**RAW DATA**
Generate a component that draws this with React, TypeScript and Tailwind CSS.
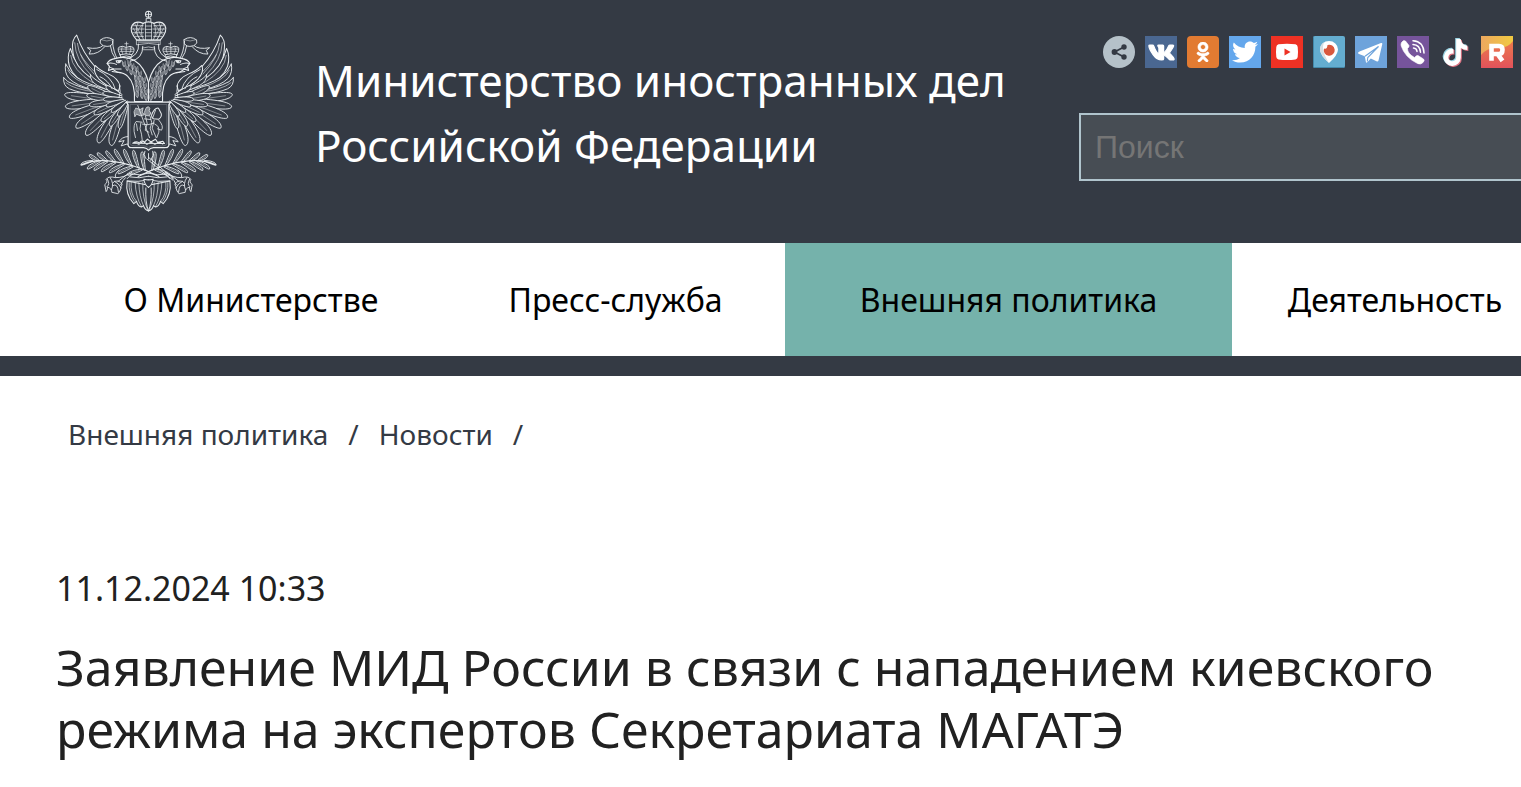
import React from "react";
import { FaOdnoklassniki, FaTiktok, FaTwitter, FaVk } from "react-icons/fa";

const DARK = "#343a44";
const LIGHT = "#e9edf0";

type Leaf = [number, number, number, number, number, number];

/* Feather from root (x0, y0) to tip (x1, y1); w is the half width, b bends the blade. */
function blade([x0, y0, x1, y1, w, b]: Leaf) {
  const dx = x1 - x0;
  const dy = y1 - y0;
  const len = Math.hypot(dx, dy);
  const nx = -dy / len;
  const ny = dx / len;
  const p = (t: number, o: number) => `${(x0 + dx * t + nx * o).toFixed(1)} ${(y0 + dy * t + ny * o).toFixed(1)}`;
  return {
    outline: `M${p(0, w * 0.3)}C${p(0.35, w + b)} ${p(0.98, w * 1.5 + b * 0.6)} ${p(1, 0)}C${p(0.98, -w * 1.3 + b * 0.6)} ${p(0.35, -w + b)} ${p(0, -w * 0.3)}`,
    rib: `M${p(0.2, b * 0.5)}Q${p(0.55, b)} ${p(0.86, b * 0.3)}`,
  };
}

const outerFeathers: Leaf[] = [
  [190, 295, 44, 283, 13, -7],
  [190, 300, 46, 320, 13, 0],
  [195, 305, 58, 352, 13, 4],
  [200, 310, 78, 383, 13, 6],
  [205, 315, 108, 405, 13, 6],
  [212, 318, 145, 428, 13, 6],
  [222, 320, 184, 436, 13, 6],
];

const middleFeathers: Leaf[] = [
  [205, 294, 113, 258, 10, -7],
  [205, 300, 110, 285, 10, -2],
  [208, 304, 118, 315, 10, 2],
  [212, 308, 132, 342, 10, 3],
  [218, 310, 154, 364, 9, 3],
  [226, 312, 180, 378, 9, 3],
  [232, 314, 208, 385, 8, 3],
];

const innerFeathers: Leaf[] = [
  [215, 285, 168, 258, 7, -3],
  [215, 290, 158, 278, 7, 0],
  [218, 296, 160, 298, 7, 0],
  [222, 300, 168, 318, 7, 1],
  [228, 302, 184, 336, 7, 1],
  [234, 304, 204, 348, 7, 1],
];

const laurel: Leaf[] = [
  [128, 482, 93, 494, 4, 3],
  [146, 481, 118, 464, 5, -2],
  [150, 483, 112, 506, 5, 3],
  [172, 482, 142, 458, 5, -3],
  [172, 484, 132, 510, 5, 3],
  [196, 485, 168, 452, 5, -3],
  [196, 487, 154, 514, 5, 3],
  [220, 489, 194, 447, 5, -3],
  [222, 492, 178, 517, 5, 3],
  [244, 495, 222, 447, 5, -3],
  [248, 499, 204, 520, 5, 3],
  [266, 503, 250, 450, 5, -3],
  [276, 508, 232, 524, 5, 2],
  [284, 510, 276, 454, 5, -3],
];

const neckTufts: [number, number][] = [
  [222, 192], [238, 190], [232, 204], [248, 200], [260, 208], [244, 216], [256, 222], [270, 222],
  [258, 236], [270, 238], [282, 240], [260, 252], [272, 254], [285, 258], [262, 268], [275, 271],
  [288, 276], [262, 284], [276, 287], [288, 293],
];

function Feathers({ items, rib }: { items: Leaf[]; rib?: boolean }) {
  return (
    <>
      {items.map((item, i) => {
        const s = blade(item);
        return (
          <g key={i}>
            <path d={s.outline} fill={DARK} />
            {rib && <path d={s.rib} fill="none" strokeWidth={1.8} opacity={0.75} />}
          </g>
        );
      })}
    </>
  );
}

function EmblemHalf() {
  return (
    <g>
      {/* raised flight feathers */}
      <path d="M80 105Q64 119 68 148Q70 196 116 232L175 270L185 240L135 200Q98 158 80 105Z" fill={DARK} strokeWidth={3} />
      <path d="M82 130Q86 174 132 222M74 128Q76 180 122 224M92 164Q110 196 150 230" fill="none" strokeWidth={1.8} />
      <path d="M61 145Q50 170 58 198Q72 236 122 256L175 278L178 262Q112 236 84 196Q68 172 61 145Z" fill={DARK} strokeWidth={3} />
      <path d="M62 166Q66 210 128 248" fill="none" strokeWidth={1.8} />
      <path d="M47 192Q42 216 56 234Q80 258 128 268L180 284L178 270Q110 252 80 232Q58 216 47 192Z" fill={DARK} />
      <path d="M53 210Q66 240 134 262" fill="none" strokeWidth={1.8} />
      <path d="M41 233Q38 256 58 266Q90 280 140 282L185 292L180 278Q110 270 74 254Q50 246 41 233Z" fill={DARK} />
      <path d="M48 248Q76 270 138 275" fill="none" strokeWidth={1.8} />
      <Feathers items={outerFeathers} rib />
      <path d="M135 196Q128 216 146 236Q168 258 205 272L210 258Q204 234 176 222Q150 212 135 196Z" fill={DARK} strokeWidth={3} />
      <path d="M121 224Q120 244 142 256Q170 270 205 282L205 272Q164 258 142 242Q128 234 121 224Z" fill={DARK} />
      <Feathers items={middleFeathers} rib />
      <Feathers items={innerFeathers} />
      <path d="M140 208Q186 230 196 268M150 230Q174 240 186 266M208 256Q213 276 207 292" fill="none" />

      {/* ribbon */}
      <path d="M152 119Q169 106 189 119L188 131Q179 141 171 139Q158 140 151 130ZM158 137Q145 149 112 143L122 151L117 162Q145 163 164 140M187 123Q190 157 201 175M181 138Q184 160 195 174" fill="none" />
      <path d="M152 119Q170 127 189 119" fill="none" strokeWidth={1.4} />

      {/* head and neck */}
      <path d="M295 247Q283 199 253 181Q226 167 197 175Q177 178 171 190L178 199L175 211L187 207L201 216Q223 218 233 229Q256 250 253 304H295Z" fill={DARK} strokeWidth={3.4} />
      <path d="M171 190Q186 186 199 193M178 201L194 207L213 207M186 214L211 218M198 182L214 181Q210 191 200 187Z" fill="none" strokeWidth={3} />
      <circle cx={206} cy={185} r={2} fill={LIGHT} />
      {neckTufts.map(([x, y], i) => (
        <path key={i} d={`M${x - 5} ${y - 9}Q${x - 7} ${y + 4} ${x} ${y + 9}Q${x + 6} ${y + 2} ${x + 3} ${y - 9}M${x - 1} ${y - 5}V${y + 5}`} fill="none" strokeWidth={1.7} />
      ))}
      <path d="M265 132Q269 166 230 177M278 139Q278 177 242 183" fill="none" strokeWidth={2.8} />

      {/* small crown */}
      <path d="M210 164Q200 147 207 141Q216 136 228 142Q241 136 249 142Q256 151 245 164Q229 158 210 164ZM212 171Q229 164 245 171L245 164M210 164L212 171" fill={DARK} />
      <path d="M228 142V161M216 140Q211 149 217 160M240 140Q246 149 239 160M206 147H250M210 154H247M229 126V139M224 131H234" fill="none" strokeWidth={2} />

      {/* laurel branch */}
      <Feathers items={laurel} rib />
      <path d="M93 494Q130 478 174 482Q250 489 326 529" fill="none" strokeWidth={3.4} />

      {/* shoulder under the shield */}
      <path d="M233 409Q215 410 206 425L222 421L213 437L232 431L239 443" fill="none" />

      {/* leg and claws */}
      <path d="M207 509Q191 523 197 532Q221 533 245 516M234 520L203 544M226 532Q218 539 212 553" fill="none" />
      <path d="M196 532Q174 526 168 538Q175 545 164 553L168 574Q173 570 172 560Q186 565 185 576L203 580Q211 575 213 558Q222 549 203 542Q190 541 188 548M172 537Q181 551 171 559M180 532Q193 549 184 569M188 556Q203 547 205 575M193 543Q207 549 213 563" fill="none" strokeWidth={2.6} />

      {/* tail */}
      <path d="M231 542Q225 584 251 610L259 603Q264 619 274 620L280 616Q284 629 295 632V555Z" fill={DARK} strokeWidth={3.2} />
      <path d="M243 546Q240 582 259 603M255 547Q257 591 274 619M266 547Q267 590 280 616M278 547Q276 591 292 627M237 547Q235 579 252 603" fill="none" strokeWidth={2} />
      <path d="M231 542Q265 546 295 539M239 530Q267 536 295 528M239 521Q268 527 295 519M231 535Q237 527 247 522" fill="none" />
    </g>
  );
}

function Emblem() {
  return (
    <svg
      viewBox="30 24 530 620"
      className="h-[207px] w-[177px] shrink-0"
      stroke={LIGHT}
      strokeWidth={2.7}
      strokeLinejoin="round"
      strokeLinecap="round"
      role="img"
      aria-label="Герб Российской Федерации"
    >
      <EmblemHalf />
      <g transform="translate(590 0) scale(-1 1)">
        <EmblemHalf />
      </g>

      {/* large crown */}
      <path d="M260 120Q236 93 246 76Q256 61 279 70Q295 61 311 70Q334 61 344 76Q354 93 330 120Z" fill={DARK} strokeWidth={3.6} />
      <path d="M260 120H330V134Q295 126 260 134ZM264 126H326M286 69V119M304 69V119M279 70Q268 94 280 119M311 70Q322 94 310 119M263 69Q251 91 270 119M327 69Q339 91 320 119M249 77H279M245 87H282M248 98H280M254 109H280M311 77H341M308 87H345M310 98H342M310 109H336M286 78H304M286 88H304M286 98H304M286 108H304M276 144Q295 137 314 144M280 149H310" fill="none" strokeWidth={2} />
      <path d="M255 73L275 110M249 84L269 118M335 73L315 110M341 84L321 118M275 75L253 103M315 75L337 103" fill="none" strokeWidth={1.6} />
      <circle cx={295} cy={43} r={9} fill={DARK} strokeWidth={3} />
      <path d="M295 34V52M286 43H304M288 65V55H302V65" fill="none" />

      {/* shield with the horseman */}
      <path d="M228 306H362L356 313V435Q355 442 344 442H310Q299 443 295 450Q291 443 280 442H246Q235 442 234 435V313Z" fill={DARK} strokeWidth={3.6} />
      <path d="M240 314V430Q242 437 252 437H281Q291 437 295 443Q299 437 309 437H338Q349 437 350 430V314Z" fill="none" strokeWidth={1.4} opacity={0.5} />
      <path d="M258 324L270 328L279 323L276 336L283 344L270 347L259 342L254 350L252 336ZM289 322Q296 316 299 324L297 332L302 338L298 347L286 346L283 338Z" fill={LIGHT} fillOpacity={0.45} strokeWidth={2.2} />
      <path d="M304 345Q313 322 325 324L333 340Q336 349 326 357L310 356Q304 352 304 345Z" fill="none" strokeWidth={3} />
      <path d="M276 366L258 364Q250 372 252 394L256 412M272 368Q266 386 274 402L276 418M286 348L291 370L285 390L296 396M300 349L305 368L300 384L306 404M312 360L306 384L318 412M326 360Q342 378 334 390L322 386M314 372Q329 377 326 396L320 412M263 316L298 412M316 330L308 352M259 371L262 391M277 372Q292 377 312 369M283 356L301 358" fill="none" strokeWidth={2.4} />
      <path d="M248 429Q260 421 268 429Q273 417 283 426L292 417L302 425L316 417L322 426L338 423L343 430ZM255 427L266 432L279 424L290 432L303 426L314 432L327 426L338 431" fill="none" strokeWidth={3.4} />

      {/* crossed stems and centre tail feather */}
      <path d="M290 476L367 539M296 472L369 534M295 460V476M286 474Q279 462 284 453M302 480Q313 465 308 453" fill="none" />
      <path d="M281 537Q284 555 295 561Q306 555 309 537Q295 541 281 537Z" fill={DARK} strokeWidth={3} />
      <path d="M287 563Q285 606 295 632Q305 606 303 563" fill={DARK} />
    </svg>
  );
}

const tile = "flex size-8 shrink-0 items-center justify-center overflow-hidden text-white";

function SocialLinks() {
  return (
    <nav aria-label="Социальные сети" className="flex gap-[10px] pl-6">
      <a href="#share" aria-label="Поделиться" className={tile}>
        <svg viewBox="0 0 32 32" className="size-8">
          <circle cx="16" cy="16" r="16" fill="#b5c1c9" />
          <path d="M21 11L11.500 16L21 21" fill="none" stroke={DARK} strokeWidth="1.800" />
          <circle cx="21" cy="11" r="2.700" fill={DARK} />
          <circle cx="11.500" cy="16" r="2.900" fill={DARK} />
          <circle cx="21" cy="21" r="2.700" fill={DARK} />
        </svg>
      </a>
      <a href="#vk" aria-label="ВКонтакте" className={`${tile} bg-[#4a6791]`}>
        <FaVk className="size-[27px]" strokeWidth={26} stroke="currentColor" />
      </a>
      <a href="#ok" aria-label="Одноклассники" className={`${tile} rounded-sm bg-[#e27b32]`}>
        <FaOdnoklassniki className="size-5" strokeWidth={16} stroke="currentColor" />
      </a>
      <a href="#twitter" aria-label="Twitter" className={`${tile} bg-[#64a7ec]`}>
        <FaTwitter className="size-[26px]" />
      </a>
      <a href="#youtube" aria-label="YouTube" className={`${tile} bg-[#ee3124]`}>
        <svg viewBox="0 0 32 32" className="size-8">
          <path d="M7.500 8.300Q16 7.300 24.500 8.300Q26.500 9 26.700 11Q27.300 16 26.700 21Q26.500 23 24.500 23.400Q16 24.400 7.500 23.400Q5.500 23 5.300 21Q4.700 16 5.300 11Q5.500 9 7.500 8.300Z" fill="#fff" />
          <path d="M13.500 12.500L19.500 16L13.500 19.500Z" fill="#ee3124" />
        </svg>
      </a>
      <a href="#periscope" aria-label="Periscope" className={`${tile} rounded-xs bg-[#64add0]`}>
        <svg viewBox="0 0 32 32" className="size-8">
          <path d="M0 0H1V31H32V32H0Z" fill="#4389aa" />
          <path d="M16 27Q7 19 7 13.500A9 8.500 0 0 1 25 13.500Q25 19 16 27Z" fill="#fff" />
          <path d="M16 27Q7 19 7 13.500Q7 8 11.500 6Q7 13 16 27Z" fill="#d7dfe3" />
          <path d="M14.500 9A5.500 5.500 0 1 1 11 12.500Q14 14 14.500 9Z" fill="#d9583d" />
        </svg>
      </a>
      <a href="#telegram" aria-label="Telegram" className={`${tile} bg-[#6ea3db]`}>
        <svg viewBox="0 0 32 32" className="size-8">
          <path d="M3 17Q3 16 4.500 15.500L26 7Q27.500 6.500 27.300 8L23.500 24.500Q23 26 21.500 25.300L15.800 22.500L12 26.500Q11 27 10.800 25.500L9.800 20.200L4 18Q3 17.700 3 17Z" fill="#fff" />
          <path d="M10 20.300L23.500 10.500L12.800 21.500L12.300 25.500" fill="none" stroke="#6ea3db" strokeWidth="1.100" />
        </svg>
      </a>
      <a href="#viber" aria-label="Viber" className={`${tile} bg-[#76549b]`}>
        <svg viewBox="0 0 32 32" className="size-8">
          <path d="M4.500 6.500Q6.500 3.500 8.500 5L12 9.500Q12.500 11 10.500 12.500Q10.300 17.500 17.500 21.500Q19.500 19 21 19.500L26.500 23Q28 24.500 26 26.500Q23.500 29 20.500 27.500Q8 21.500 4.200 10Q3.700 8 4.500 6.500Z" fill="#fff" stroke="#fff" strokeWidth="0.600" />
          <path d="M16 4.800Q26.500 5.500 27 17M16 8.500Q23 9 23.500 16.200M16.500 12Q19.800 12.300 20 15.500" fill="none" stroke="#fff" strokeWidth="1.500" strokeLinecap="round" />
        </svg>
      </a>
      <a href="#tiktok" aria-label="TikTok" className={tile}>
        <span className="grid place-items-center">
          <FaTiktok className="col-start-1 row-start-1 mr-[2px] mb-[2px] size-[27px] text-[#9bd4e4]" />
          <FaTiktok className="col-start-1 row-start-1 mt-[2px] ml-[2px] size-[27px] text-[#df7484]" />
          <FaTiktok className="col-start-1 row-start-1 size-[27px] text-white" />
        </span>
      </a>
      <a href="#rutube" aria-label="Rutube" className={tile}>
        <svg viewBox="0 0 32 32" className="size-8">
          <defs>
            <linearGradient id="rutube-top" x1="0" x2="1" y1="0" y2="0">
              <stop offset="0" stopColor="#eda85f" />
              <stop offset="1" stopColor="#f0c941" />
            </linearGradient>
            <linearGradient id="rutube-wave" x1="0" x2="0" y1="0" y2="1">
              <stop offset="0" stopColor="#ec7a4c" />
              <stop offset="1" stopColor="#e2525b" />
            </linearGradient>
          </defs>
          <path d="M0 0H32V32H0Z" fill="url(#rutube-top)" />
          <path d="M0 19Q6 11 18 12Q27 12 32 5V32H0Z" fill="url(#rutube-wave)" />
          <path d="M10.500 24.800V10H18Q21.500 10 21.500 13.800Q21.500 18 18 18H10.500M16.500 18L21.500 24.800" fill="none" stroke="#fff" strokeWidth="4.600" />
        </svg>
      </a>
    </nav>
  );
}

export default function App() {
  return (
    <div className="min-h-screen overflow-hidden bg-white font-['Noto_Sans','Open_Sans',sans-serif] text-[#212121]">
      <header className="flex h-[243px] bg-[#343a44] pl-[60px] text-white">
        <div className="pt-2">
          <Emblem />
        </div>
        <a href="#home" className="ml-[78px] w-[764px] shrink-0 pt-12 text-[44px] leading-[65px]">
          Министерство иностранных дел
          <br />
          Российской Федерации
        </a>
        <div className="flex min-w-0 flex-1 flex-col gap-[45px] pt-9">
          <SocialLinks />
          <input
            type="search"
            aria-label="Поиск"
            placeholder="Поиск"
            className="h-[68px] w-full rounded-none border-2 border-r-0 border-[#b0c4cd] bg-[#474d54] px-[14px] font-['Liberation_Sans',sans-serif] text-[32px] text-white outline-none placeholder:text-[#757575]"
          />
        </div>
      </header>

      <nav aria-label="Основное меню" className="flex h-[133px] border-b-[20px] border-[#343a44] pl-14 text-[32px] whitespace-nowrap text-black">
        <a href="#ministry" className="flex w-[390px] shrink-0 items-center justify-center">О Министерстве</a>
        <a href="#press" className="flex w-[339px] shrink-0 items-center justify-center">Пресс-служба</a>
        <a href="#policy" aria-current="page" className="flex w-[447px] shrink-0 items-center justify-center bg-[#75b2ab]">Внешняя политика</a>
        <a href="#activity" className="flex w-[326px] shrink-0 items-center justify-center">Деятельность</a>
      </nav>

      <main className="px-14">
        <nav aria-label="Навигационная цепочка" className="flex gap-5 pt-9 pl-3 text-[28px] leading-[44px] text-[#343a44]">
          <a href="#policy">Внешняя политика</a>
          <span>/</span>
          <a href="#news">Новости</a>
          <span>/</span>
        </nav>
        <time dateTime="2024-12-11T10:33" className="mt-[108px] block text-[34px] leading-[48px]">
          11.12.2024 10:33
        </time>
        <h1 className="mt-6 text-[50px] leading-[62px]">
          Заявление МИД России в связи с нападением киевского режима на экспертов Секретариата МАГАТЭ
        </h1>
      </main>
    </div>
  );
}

**REQUEST**
Write out nothing but the lines from the start of the data through the line with "type Leaf = [number, number, number, number, number, number];". Leave out the pictures.

**ANSWER TO THE TASK**
Generate a component that draws this with React, TypeScript and Tailwind CSS.
import React from "react";
import { FaOdnoklassniki, FaTiktok, FaTwitter, FaVk } from "react-icons/fa";

const DARK = "#343a44";
const LIGHT = "#e9edf0";

type Leaf = [number, number, number, number, number, number];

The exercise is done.